_Aim of the task_
Repeat each line of the material below exactly as it appears, minus any pictures.

++++

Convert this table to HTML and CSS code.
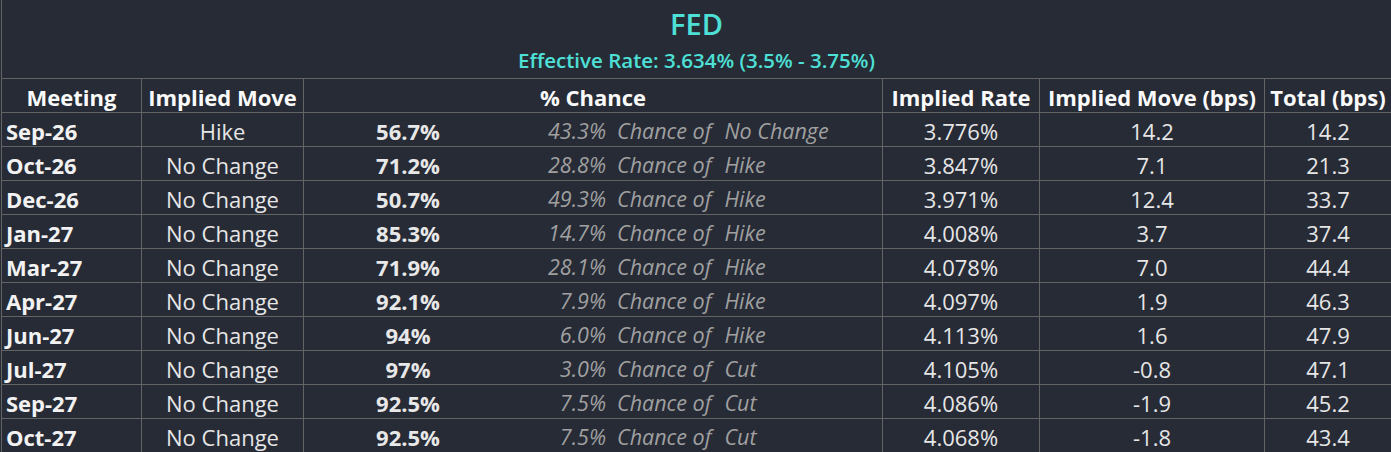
FILE: index.html
```html
<!DOCTYPE html>
<html>
<head>
<meta charset="utf-8">
<link rel="stylesheet" href="styles.css">
</head>
<body>
<div class="sheet">
  <div class="title-block">
    <div class="title">FED</div>
    <div class="subtitle">Effective Rate: 3.634% (3.5% - 3.75%)</div>
  </div>
  <div class="grid">
    <div class="cell head">Meeting</div>
    <div class="cell head">Implied Move</div>
    <div class="cell head">% Chance</div>
    <div class="cell head">Implied Rate</div>
    <div class="cell head">Implied Move (bps)</div>
    <div class="cell head">Total (bps)</div>

    <div class="cell date">Sep-26</div><div class="cell">Hike</div>
    <div class="cell chance"><span class="pct">56.7%</span><span class="opct">43.3%</span><span class="of">Chance of</span><span class="alt">No Change</span></div>
    <div class="cell">3.776%</div><div class="cell">14.2</div><div class="cell">14.2</div>

    <div class="cell date">Oct-26</div><div class="cell">No Change</div>
    <div class="cell chance"><span class="pct">71.2%</span><span class="opct">28.8%</span><span class="of">Chance of</span><span class="alt">Hike</span></div>
    <div class="cell">3.847%</div><div class="cell">7.1</div><div class="cell">21.3</div>

    <div class="cell date">Dec-26</div><div class="cell">No Change</div>
    <div class="cell chance"><span class="pct">50.7%</span><span class="opct">49.3%</span><span class="of">Chance of</span><span class="alt">Hike</span></div>
    <div class="cell">3.971%</div><div class="cell">12.4</div><div class="cell">33.7</div>

    <div class="cell date">Jan-27</div><div class="cell">No Change</div>
    <div class="cell chance"><span class="pct">85.3%</span><span class="opct">14.7%</span><span class="of">Chance of</span><span class="alt">Hike</span></div>
    <div class="cell">4.008%</div><div class="cell">3.7</div><div class="cell">37.4</div>

    <div class="cell date">Mar-27</div><div class="cell">No Change</div>
    <div class="cell chance"><span class="pct">71.9%</span><span class="opct">28.1%</span><span class="of">Chance of</span><span class="alt">Hike</span></div>
    <div class="cell">4.078%</div><div class="cell">7.0</div><div class="cell">44.4</div>

    <div class="cell date">Apr-27</div><div class="cell">No Change</div>
    <div class="cell chance"><span class="pct">92.1%</span><span class="opct">7.9%</span><span class="of">Chance of</span><span class="alt">Hike</span></div>
    <div class="cell">4.097%</div><div class="cell">1.9</div><div class="cell">46.3</div>

    <div class="cell date">Jun-27</div><div class="cell">No Change</div>
    <div class="cell chance"><span class="pct">94%</span><span class="opct">6.0%</span><span class="of">Chance of</span><span class="alt">Hike</span></div>
    <div class="cell">4.113%</div><div class="cell">1.6</div><div class="cell">47.9</div>

    <div class="cell date">Jul-27</div><div class="cell">No Change</div>
    <div class="cell chance"><span class="pct">97%</span><span class="opct">3.0%</span><span class="of">Chance of</span><span class="alt">Cut</span></div>
    <div class="cell">4.105%</div><div class="cell">-0.8</div><div class="cell">47.1</div>

    <div class="cell date">Sep-27</div><div class="cell">No Change</div>
    <div class="cell chance"><span class="pct">92.5%</span><span class="opct">7.5%</span><span class="of">Chance of</span><span class="alt">Cut</span></div>
    <div class="cell">4.086%</div><div class="cell">-1.9</div><div class="cell">45.2</div>

    <div class="cell date">Oct-27</div><div class="cell">No Change</div>
    <div class="cell chance"><span class="pct">92.5%</span><span class="opct">7.5%</span><span class="of">Chance of</span><span class="alt">Cut</span></div>
    <div class="cell">4.068%</div><div class="cell">-1.8</div><div class="cell">43.4</div>
  </div>
</div>
</body>
</html>
```

FILE: styles.css
```css
html, body {
  margin: 0;
  padding: 0;
  background: #262b36;
}
body {
  width: 1391px;
  height: 452px;
  overflow: hidden;
  font-family: "Open Sans", "Noto Sans", sans-serif;
  color: #e6e6e6;
}
.sheet {
  padding-left: 1px;
}
.title-block {
  height: 78px;
  box-sizing: border-box;
  border-left: 1px solid #646464;
  display: flex;
  flex-direction: column;
  align-items: center;
}
.title {
  color: #4ee0d6;
  font-size: 29px;
  font-weight: 600;
  line-height: 32px;
  margin-top: 8px;
}
.subtitle {
  color: #4ee0d6;
  font-size: 20.5px;
  font-weight: 600;
  line-height: 26px;
  margin-top: 7px;
}
.grid {
  display: grid;
  grid-template-columns: 140px 162px 579px 157px 225px 127px;
  grid-auto-rows: 34px;
}
.cell {
  box-sizing: border-box;
  border-left: 1px solid #646464;
  border-top: 1px solid #646464;
  display: flex;
  align-items: center;
  justify-content: center;
  font-size: 22px;
  padding-top: 2px;
  white-space: nowrap;
  color: #e6e6e6;
}
.head {
  font-weight: 700;
  color: #fafafa;
}
.date {
  justify-content: flex-start;
  padding-left: 4px;
  font-weight: 700;
  color: #f2f2f2;
}
.chance {
  justify-content: flex-start;
}
.pct {
  width: 208px;
  text-align: center;
  font-weight: 700;
  color: #e8e8e8;
}
.opct, .of, .alt {
  font-style: italic;
  font-size: 21.5px;
  color: #a0a0a0;
}
.opct {
  width: 94px;
  text-align: right;
}
.of {
  margin-left: 11px;
}
.alt {
  margin-left: 13px;
}
```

++++

_Full output_
Convert this table to HTML and CSS code.
FILE: index.html
```html
<!DOCTYPE html>
<html>
<head>
<meta charset="utf-8">
<link rel="stylesheet" href="styles.css">
</head>
<body>
<div class="sheet">
  <div class="title-block">
    <div class="title">FED</div>
    <div class="subtitle">Effective Rate: 3.634% (3.5% - 3.75%)</div>
  </div>
  <div class="grid">
    <div class="cell head">Meeting</div>
    <div class="cell head">Implied Move</div>
    <div class="cell head">% Chance</div>
    <div class="cell head">Implied Rate</div>
    <div class="cell head">Implied Move (bps)</div>
    <div class="cell head">Total (bps)</div>

    <div class="cell date">Sep-26</div><div class="cell">Hike</div>
    <div class="cell chance"><span class="pct">56.7%</span><span class="opct">43.3%</span><span class="of">Chance of</span><span class="alt">No Change</span></div>
    <div class="cell">3.776%</div><div class="cell">14.2</div><div class="cell">14.2</div>

    <div class="cell date">Oct-26</div><div class="cell">No Change</div>
    <div class="cell chance"><span class="pct">71.2%</span><span class="opct">28.8%</span><span class="of">Chance of</span><span class="alt">Hike</span></div>
    <div class="cell">3.847%</div><div class="cell">7.1</div><div class="cell">21.3</div>

    <div class="cell date">Dec-26</div><div class="cell">No Change</div>
    <div class="cell chance"><span class="pct">50.7%</span><span class="opct">49.3%</span><span class="of">Chance of</span><span class="alt">Hike</span></div>
    <div class="cell">3.971%</div><div class="cell">12.4</div><div class="cell">33.7</div>

    <div class="cell date">Jan-27</div><div class="cell">No Change</div>
    <div class="cell chance"><span class="pct">85.3%</span><span class="opct">14.7%</span><span class="of">Chance of</span><span class="alt">Hike</span></div>
    <div class="cell">4.008%</div><div class="cell">3.7</div><div class="cell">37.4</div>

    <div class="cell date">Mar-27</div><div class="cell">No Change</div>
    <div class="cell chance"><span class="pct">71.9%</span><span class="opct">28.1%</span><span class="of">Chance of</span><span class="alt">Hike</span></div>
    <div class="cell">4.078%</div><div class="cell">7.0</div><div class="cell">44.4</div>

    <div class="cell date">Apr-27</div><div class="cell">No Change</div>
    <div class="cell chance"><span class="pct">92.1%</span><span class="opct">7.9%</span><span class="of">Chance of</span><span class="alt">Hike</span></div>
    <div class="cell">4.097%</div><div class="cell">1.9</div><div class="cell">46.3</div>

    <div class="cell date">Jun-27</div><div class="cell">No Change</div>
    <div class="cell chance"><span class="pct">94%</span><span class="opct">6.0%</span><span class="of">Chance of</span><span class="alt">Hike</span></div>
    <div class="cell">4.113%</div><div class="cell">1.6</div><div class="cell">47.9</div>

    <div class="cell date">Jul-27</div><div class="cell">No Change</div>
    <div class="cell chance"><span class="pct">97%</span><span class="opct">3.0%</span><span class="of">Chance of</span><span class="alt">Cut</span></div>
    <div class="cell">4.105%</div><div class="cell">-0.8</div><div class="cell">47.1</div>

    <div class="cell date">Sep-27</div><div class="cell">No Change</div>
    <div class="cell chance"><span class="pct">92.5%</span><span class="opct">7.5%</span><span class="of">Chance of</span><span class="alt">Cut</span></div>
    <div class="cell">4.086%</div><div class="cell">-1.9</div><div class="cell">45.2</div>

    <div class="cell date">Oct-27</div><div class="cell">No Change</div>
    <div class="cell chance"><span class="pct">92.5%</span><span class="opct">7.5%</span><span class="of">Chance of</span><span class="alt">Cut</span></div>
    <div class="cell">4.068%</div><div class="cell">-1.8</div><div class="cell">43.4</div>
  </div>
</div>
</body>
</html>
```

FILE: styles.css
```css
html, body {
  margin: 0;
  padding: 0;
  background: #262b36;
}
body {
  width: 1391px;
  height: 452px;
  overflow: hidden;
  font-family: "Open Sans", "Noto Sans", sans-serif;
  color: #e6e6e6;
}
.sheet {
  padding-left: 1px;
}
.title-block {
  height: 78px;
  box-sizing: border-box;
  border-left: 1px solid #646464;
  display: flex;
  flex-direction: column;
  align-items: center;
}
.title {
  color: #4ee0d6;
  font-size: 29px;
  font-weight: 600;
  line-height: 32px;
  margin-top: 8px;
}
.subtitle {
  color: #4ee0d6;
  font-size: 20.5px;
  font-weight: 600;
  line-height: 26px;
  margin-top: 7px;
}
.grid {
  display: grid;
  grid-template-columns: 140px 162px 579px 157px 225px 127px;
  grid-auto-rows: 34px;
}
.cell {
  box-sizing: border-box;
  border-left: 1px solid #646464;
  border-top: 1px solid #646464;
  display: flex;
  align-items: center;
  justify-content: center;
  font-size: 22px;
  padding-top: 2px;
  white-space: nowrap;
  color: #e6e6e6;
}
.head {
  font-weight: 700;
  color: #fafafa;
}
.date {
  justify-content: flex-start;
  padding-left: 4px;
  font-weight: 700;
  color: #f2f2f2;
}
.chance {
  justify-content: flex-start;
}
.pct {
  width: 208px;
  text-align: center;
  font-weight: 700;
  color: #e8e8e8;
}
.opct, .of, .alt {
  font-style: italic;
  font-size: 21.5px;
  color: #a0a0a0;
}
.opct {
  width: 94px;
  text-align: right;
}
.of {
  margin-left: 11px;
}
.alt {
  margin-left: 13px;
}
```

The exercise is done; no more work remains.